Em nota oficial publicada nesta quarta-feira (17), o Detran do Rio Grande do Sul (DetranRS) confirmou que as novas regras para a CNH passam a valer no Estado a partir de 5 de janeiro, mesmo diante da ausência de um período formal de transição.


Segundo a autarquia, após consulta à Secretaria Nacional de Trânsito (Senatran) e diante das profundas mudanças introduzidas pela Resolução nº 1.020/2025 do Contran, pela Medida Provisória nº 1.327/2025 e pela Lei nº 15.153/2025, foi necessário adotar um modelo híbrido, mesclando procedimentos antigos e novos.


"Para que os candidatos não fossem prejudicados, essa foi a solução possível para iniciar a aplicação imediata das novas regras", informou o DetranRS.


A diretora-geral adjunta do órgão, Isabel Friski, afirmou que a determinação do governador Eduardo Leite foi pela rápida adaptação.


"O governador determinou que as adequações fossem feitas o mais rápido possível.

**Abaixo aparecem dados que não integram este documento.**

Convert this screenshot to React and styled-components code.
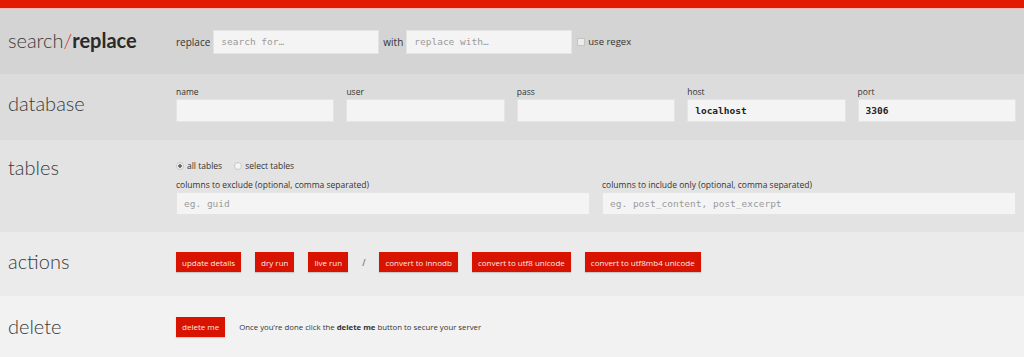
import React from "react";
import styled, { createGlobalStyle } from "styled-components";

const GlobalStyle = createGlobalStyle`
  body {
    margin: 0;
    font-family: "Open Sans", "Liberation Sans", sans-serif;
    color: #333;
    background: #f2f2f2;
  }
`;

const TopBar = styled.div`
  height: 8px;
  background: #e21a00;
  border-bottom: 1px solid #f1bdb6;
`;

const Section = styled.section`
  display: flex;
  align-items: ${(p) => (p.$top ? "flex-start" : "center")};
  background: ${(p) => p.$bg};
  height: ${(p) => p.$height}px;
  box-sizing: border-box;
  padding-top: ${(p) => p.$padTop || 0}px;
`;

const Heading = styled.h2`
  width: 176px;
  flex-shrink: 0;
  margin: 0;
  padding-left: 8px;
  box-sizing: border-box;
  font-family: Lato, "Open Sans", sans-serif;
  font-weight: 300;
  font-size: 20px;
  line-height: 24px;
  color: #3a3a3a;
  ${(p) => p.$offset && `margin-top: ${p.$offset}px;`}
`;

const Slash = styled.span`
  color: #d42a1c;
`;

const Strong = styled.span`
  font-weight: 700;
  color: #2a2a2a;
`;

const Content = styled.div`
  flex: 1;
  padding-right: 8px;
  display: flex;
  flex-direction: column;
`;

const InlineRow = styled.div`
  display: flex;
  align-items: center;
  gap: ${(p) => p.$gap || 3}px;
  font-size: 10px;
  color: #333;
`;

const TextInput = styled.input`
  box-sizing: border-box;
  width: ${(p) => (p.$width ? `${p.$width}px` : "100%")};
  height: ${(p) => p.$h || 23}px;
  border: 1px solid #e4e4e4;
  background: #f4f4f4;
  padding: 0 7px;
  font-family: "DejaVu Sans Mono", "Liberation Mono", monospace;
  font-size: 9.5px;
  font-weight: ${(p) => (p.$bold ? 700 : 400)};
  color: #222;
  outline: none;
  &::placeholder {
    color: #9a9a9a;
  }
`;

const Check = styled.span`
  display: inline-block;
  width: 6px;
  height: 6px;
  border: 1px solid #c4c4c4;
  background: #ececec;
  margin-left: 2px;
`;

const Grid = styled.div`
  display: grid;
  grid-template-columns: repeat(${(p) => p.$cols}, 1fr);
  column-gap: 12px;
`;

const Field = styled.div`
  display: flex;
  flex-direction: column;
`;

const Label = styled.label`
  font-size: 8.5px;
  color: #333;
  margin-bottom: 2px;
  line-height: 10px;
`;

const Radios = styled.div`
  display: flex;
  align-items: center;
  gap: 12px;
  font-size: 8.5px;
  margin-bottom: 9px;
`;

const Radio = styled.span`
  display: inline-flex;
  align-items: center;
  gap: 3px;
  &::before {
    content: "";
    width: 6px;
    height: 6px;
    border-radius: 50%;
    border: 1px solid #c8c8c8;
    background: ${(p) =>
      p.$on ? "radial-gradient(circle, #666 0 1.5px, #f4f4f4 2px)" : "#f4f4f4"};
  }
`;

const Buttons = styled.div`
  display: flex;
  align-items: center;
  gap: 14px;
`;

const Button = styled.button`
  background: #d81300;
  color: #fbe9e6;
  border: none;
  height: 20px;
  padding: 0 6px;
  font-family: "Open Sans", "Liberation Sans", sans-serif;
  font-size: 8px;
  cursor: pointer;
  box-shadow: 0 1px 1px rgba(0, 0, 0, 0.15);
`;

const Sep = styled.span`
  font-size: 9px;
  color: #555;
`;

const Note = styled.span`
  font-size: 7.8px;
  color: #333;
  margin-left: 11px;
  b {
    font-weight: 700;
  }
`;

export default function App() {
  return (
    <>
      <GlobalStyle />
      <TopBar />
      <Section $bg="#d4d4d4" $height={65}>
        <Heading $offset={-3}>
          search<Slash>/</Slash>
          <Strong>replace</Strong>
        </Heading>
        <Content>
          <InlineRow>
            <span>replace</span>
            <TextInput $width={166} $h={24} placeholder="search for…" />
            <span style={{ marginLeft: 1 }}>with</span>
            <TextInput $width={166} $h={24} placeholder="replace with…" />
            <Check />
            <span style={{ fontSize: 9.5 }}>use regex</span>
          </InlineRow>
        </Content>
      </Section>
      <Section $bg="#dcdcdc" $height={66} $top $padTop={13}>
        <Heading $offset={4}>database</Heading>
        <Content>
          <Grid $cols={5}>
            <Field>
              <Label>name</Label>
              <TextInput />
            </Field>
            <Field>
              <Label>user</Label>
              <TextInput />
            </Field>
            <Field>
              <Label>pass</Label>
              <TextInput type="password" />
            </Field>
            <Field>
              <Label>host</Label>
              <TextInput $bold defaultValue="localhost" />
            </Field>
            <Field>
              <Label>port</Label>
              <TextInput $bold defaultValue="3306" />
            </Field>
          </Grid>
        </Content>
      </Section>
      <Section $bg="#e3e3e3" $height={92} $top $padTop={20}>
        <Heading $offset={-5}>tables</Heading>
        <Content>
          <Radios>
            <Radio $on>all tables</Radio>
            <Radio>select tables</Radio>
          </Radios>
          <Grid $cols={2}>
            <Field>
              <Label>columns to exclude (optional, comma separated)</Label>
              <TextInput placeholder="eg. guid" />
            </Field>
            <Field>
              <Label>columns to include only (optional, comma separated)</Label>
              <TextInput placeholder="eg. post_content, post_excerpt" />
            </Field>
          </Grid>
        </Content>
      </Section>
      <Section $bg="#ebebeb" $height={64} $top $padTop={20}>
        <Heading $offset={-3}>actions</Heading>
        <Content>
          <Buttons>
            <Button>update details</Button>
            <Button>dry run</Button>
            <Button>live run</Button>
            <Sep>/</Sep>
            <Button>convert to innodb</Button>
            <Button>convert to utf8 unicode</Button>
            <Button>convert to utf8mb4 unicode</Button>
          </Buttons>
        </Content>
      </Section>
      <Section $bg="#f2f2f2" $height={61}>
        <Heading $offset={-2}>delete</Heading>
        <Content>
          <InlineRow>
            <Button>delete me</Button>
            <Note>
              Once you’re done click the <b>delete me</b> button to secure your
              server
            </Note>
          </InlineRow>
        </Content>
      </Section>
    </>
  );
}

Com uma força-tarefa entre DetranRS e Procergs, conseguiremos disponibilizar o sistema já no início de janeiro", afirma, em nota.

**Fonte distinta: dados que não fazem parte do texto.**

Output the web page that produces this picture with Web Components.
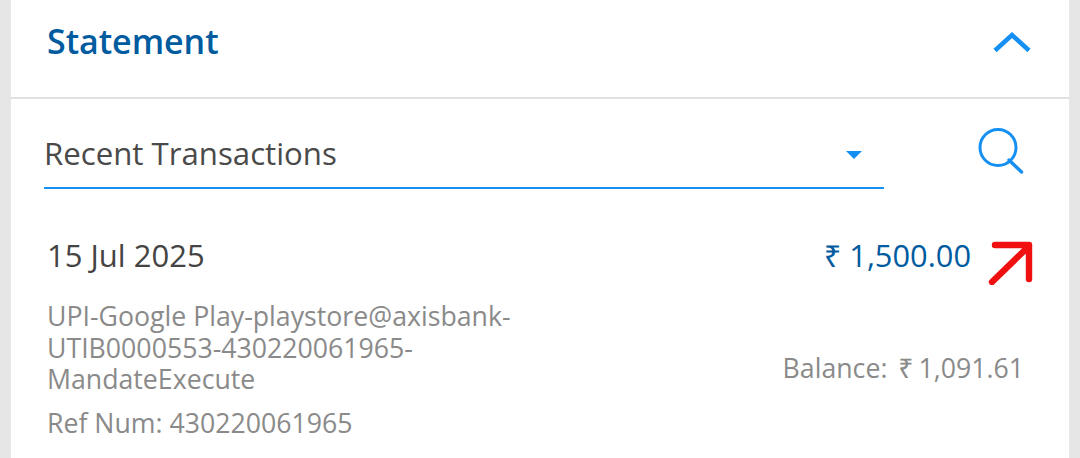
<!DOCTYPE html>
<html>
<head>
<meta charset="utf-8">
<style>
  html, body { margin: 0; padding: 0; height: 458px; overflow: hidden; background: #e6e6e6; font-family: "Open Sans", "Noto Sans", sans-serif; }
</style>
</head>
<body>
<statement-card>
  <statement-header slot="header">Statement</statement-header>
  <statement-filter slot="filter">Recent Transactions</statement-filter>
  <transaction-row date="15 Jul 2025" amount="₹ 1,500.00" balance="₹ 1,091.61" ref="430220061965">
    UPI-Google Play-playstore@axisbank-<br>UTIB0000553-430220061965-<br>MandateExecute
  </transaction-row>
</statement-card>

<script>
class StatementCard extends HTMLElement {
  constructor() {
    super();
    this.attachShadow({ mode: 'open' });
    this.shadowRoot.innerHTML = `
      <style>
        :host { display: block; height: 458px; margin: 0 11px; background: #fff; }
      </style>
      <slot name="header"></slot>
      <slot name="filter"></slot>
      <slot></slot>
    `;
  }
}

class StatementHeader extends HTMLElement {
  constructor() {
    super();
    this.attachShadow({ mode: 'open' });
    this.shadowRoot.innerHTML = `
      <style>
        :host {
          display: flex; align-items: center; justify-content: space-between;
          height: 97px; box-sizing: content-box; padding: 0 38px 0 36px;
          border-bottom: 2px solid #e1e1e1;
          color: #005b9f; font-size: 34px; font-weight: 600;
        }
        .title { margin-bottom: 16px; letter-spacing: -0.05px; }
        svg { display: block; margin-bottom: 12px; }
      </style>
      <span class="title"><slot></slot></span>
      <svg width="38" height="22" viewBox="0 0 38 22">
        <path d="M2 18.5 L19 3 L36 18.5" fill="none" stroke="#1590f2" stroke-width="4.5"/>
      </svg>
    `;
  }
}

class StatementFilter extends HTMLElement {
  constructor() {
    super();
    this.attachShadow({ mode: 'open' });
    this.shadowRoot.innerHTML = `
      <style>
        :host {
          display: flex; align-items: flex-start; justify-content: space-between;
          padding: 30px 44px 0 33px; height: 60px; box-sizing: content-box;
        }
        .select {
          width: 840px; height: 60px; box-sizing: border-box;
          border-bottom: 2px solid #1590f2;
          display: flex; align-items: center; justify-content: space-between;
          padding: 0 22px 10px 0;
          color: #4a4a4a; font-size: 31.2px;
        }
        .caret { margin-top: 4px; width: 0; height: 0; border-left: 8px solid transparent; border-right: 8px solid transparent; border-top: 8px solid #1590f2; }
        svg { display: block; margin-top: -3px; }
      </style>
      <div class="select"><span><slot></slot></span><span class="caret"></span></div>
      <svg width="48" height="48" viewBox="0 0 48 48">
        <circle cx="21" cy="21.5" r="18" fill="none" stroke="#1590f2" stroke-width="3"/>
        <path d="M32 34 L44.5 46" stroke="#1590f2" stroke-width="3.4" stroke-linecap="round"/>
      </svg>
    `;
  }
}

class TransactionRow extends HTMLElement {
  constructor() {
    super();
    this.attachShadow({ mode: 'open' });
    this.shadowRoot.innerHTML = `
      <style>
        :host { display: block; padding: 46px 35px 0 36px; }
        .top { display: flex; justify-content: space-between; align-items: center; height: 40px; }
        .date { color: #444; font-size: 31px; }
        .right { display: flex; align-items: center; gap: 17px; }
        .amount { color: #005b9f; font-size: 30.8px; }
        .bottom { display: flex; justify-content: space-between; align-items: flex-start; margin-top: 25px; }
        .desc { color: #8a8a8a; font-size: 26.7px; line-height: 31.5px; }
        .ref { color: #8a8a8a; font-size: 26.7px; line-height: 32px; margin-top: 12px; }
        .balance { color: #8a8a8a; font-size: 26.7px; line-height: 32px; margin-top: 52px; margin-right: 10px; white-space: pre; }
        .balance-label { margin-right: 4px; }
        .balance-value { word-spacing: -2px; }
        svg { display: block; margin-top: 16px; }
      </style>
      <div class="top">
        <span class="date"></span>
        <div class="right">
          <span class="amount"></span>
          <svg width="46" height="44" viewBox="0 0 46 44">
            <path d="M4 41 L41 5 M7 4 H41 V38" fill="none" stroke="#f01010" stroke-width="6.4" stroke-linecap="round" stroke-linejoin="round"/>
          </svg>
        </div>
      </div>
      <div class="bottom">
        <div>
          <div class="desc"><slot></slot></div>
          <div class="ref"></div>
        </div>
        <div class="balance"><span class="balance-label">Balance: </span><span class="balance-value"></span></div>
      </div>
    `;
  }

  connectedCallback() {
    const root = this.shadowRoot;
    root.querySelector('.date').textContent = this.getAttribute('date');
    root.querySelector('.amount').textContent = this.getAttribute('amount');
    root.querySelector('.ref').textContent = 'Ref Num: ' + this.getAttribute('ref');
    root.querySelector('.balance-value').textContent = this.getAttribute('balance');
  }
}

customElements.define('statement-card', StatementCard);
customElements.define('statement-header', StatementHeader);
customElements.define('statement-filter', StatementFilter);
customElements.define('transaction-row', TransactionRow);
</script>
</body>
</html>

Como ficará o processo no RS


De acordo com o DetranRS, o fluxo inicial da habilitação funcionará da seguinte forma:


  • O candidato pode abrir o processo pelo aplicativo Gov.br e iniciar o curso teórico digital ou realizar a requisição diretamente em um CFC

  • Simultaneamente, pode fazer a coleta biométrica no CFC e agendar os exames de aptidão física e mental

  • A partir de 5 de janeiro, será possível agendar a prova teórica

  • Medida de transição: enquanto não houver integração com o banco nacional de questões da Senatran, o DetranRS aplicará a prova teórica no modelo antigo

  • Após a aprovação no exame teórico, o candidato poderá marcar as aulas práticas, com carga mínima obrigatória de duas horas-aula

  • Quando se considerar apto, o candidato agenda o exame prático, realizado no CFC

  • O exame de direção veicular seguirá o modelo atualmente vigente, até que a Senatran atualize o Manual Brasileiro de Exames de Direção Veicular

  • O exame toxicológico só será exigido após regulamentação específica pelo Contran, conforme autorização da Senatran


O DetranRS reforça que, neste momento, instrutores autônomos e uso de veículo próprio ainda dependem de regulamentação, o que impede sua aplicação imediata no Estado. Além disso, os candidatos que preferirem podem realizar todo o processo pelas regras antigas, enquanto os ajustes no sistema são concluídos.